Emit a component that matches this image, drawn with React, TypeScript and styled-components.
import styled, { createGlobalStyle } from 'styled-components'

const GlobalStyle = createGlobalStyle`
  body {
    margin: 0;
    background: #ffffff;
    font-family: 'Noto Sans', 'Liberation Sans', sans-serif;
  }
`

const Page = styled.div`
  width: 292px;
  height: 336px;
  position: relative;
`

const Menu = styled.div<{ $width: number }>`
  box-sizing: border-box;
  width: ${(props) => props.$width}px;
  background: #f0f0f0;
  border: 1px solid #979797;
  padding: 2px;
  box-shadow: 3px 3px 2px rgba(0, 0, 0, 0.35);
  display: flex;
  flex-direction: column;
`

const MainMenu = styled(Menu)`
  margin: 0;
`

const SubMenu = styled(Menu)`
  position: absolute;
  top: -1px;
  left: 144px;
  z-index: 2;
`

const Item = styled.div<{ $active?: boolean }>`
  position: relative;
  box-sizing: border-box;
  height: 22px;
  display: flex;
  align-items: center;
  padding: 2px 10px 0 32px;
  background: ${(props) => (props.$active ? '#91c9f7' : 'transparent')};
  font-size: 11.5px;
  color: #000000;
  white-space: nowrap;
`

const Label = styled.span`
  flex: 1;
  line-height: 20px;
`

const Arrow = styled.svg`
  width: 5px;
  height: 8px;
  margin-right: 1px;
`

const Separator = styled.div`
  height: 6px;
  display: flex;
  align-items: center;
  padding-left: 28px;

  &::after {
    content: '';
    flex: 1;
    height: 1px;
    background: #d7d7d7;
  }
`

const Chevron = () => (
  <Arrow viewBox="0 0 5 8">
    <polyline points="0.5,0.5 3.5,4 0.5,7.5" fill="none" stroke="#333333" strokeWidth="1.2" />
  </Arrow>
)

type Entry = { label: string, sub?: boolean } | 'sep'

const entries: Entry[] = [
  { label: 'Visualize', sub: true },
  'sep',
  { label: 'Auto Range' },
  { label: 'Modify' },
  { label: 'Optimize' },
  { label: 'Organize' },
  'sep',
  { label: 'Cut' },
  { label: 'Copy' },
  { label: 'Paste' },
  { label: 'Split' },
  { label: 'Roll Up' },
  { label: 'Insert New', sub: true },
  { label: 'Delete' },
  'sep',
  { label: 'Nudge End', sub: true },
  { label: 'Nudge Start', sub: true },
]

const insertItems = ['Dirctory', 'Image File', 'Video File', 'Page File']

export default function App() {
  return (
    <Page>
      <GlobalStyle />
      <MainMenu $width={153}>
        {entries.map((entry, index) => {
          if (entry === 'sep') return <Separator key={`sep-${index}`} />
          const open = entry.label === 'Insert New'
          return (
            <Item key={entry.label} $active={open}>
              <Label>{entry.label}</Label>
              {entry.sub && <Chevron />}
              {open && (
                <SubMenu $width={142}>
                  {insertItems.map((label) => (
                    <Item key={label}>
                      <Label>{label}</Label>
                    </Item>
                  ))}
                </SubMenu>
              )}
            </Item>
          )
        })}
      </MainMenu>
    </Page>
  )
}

---------------

Exercise brief: Each line above must be reproduced exactly as it stands.

Right answer:
Emit a component that matches this image, drawn with React, TypeScript and styled-components.
import styled, { createGlobalStyle } from 'styled-components'

const GlobalStyle = createGlobalStyle`
  body {
    margin: 0;
    background: #ffffff;
    font-family: 'Noto Sans', 'Liberation Sans', sans-serif;
  }
`

const Page = styled.div`
  width: 292px;
  height: 336px;
  position: relative;
`

const Menu = styled.div<{ $width: number }>`
  box-sizing: border-box;
  width: ${(props) => props.$width}px;
  background: #f0f0f0;
  border: 1px solid #979797;
  padding: 2px;
  box-shadow: 3px 3px 2px rgba(0, 0, 0, 0.35);
  display: flex;
  flex-direction: column;
`

const MainMenu = styled(Menu)`
  margin: 0;
`

const SubMenu = styled(Menu)`
  position: absolute;
  top: -1px;
  left: 144px;
  z-index: 2;
`

const Item = styled.div<{ $active?: boolean }>`
  position: relative;
  box-sizing: border-box;
  height: 22px;
  display: flex;
  align-items: center;
  padding: 2px 10px 0 32px;
  background: ${(props) => (props.$active ? '#91c9f7' : 'transparent')};
  font-size: 11.5px;
  color: #000000;
  white-space: nowrap;
`

const Label = styled.span`
  flex: 1;
  line-height: 20px;
`

const Arrow = styled.svg`
  width: 5px;
  height: 8px;
  margin-right: 1px;
`

const Separator = styled.div`
  height: 6px;
  display: flex;
  align-items: center;
  padding-left: 28px;

  &::after {
    content: '';
    flex: 1;
    height: 1px;
    background: #d7d7d7;
  }
`

const Chevron = () => (
  <Arrow viewBox="0 0 5 8">
    <polyline points="0.5,0.5 3.5,4 0.5,7.5" fill="none" stroke="#333333" strokeWidth="1.2" />
  </Arrow>
)

type Entry = { label: string, sub?: boolean } | 'sep'

const entries: Entry[] = [
  { label: 'Visualize', sub: true },
  'sep',
  { label: 'Auto Range' },
  { label: 'Modify' },
  { label: 'Optimize' },
  { label: 'Organize' },
  'sep',
  { label: 'Cut' },
  { label: 'Copy' },
  { label: 'Paste' },
  { label: 'Split' },
  { label: 'Roll Up' },
  { label: 'Insert New', sub: true },
  { label: 'Delete' },
  'sep',
  { label: 'Nudge End', sub: true },
  { label: 'Nudge Start', sub: true },
]

const insertItems = ['Dirctory', 'Image File', 'Video File', 'Page File']

export default function App() {
  return (
    <Page>
      <GlobalStyle />
      <MainMenu $width={153}>
        {entries.map((entry, index) => {
          if (entry === 'sep') return <Separator key={`sep-${index}`} />
          const open = entry.label === 'Insert New'
          return (
            <Item key={entry.label} $active={open}>
              <Label>{entry.label}</Label>
              {entry.sub && <Chevron />}
              {open && (
                <SubMenu $width={142}>
                  {insertItems.map((label) => (
                    <Item key={label}>
                      <Label>{label}</Label>
                    </Item>
                  ))}
                </SubMenu>
              )}
            </Item>
          )
        })}
      </MainMenu>
    </Page>
  )
}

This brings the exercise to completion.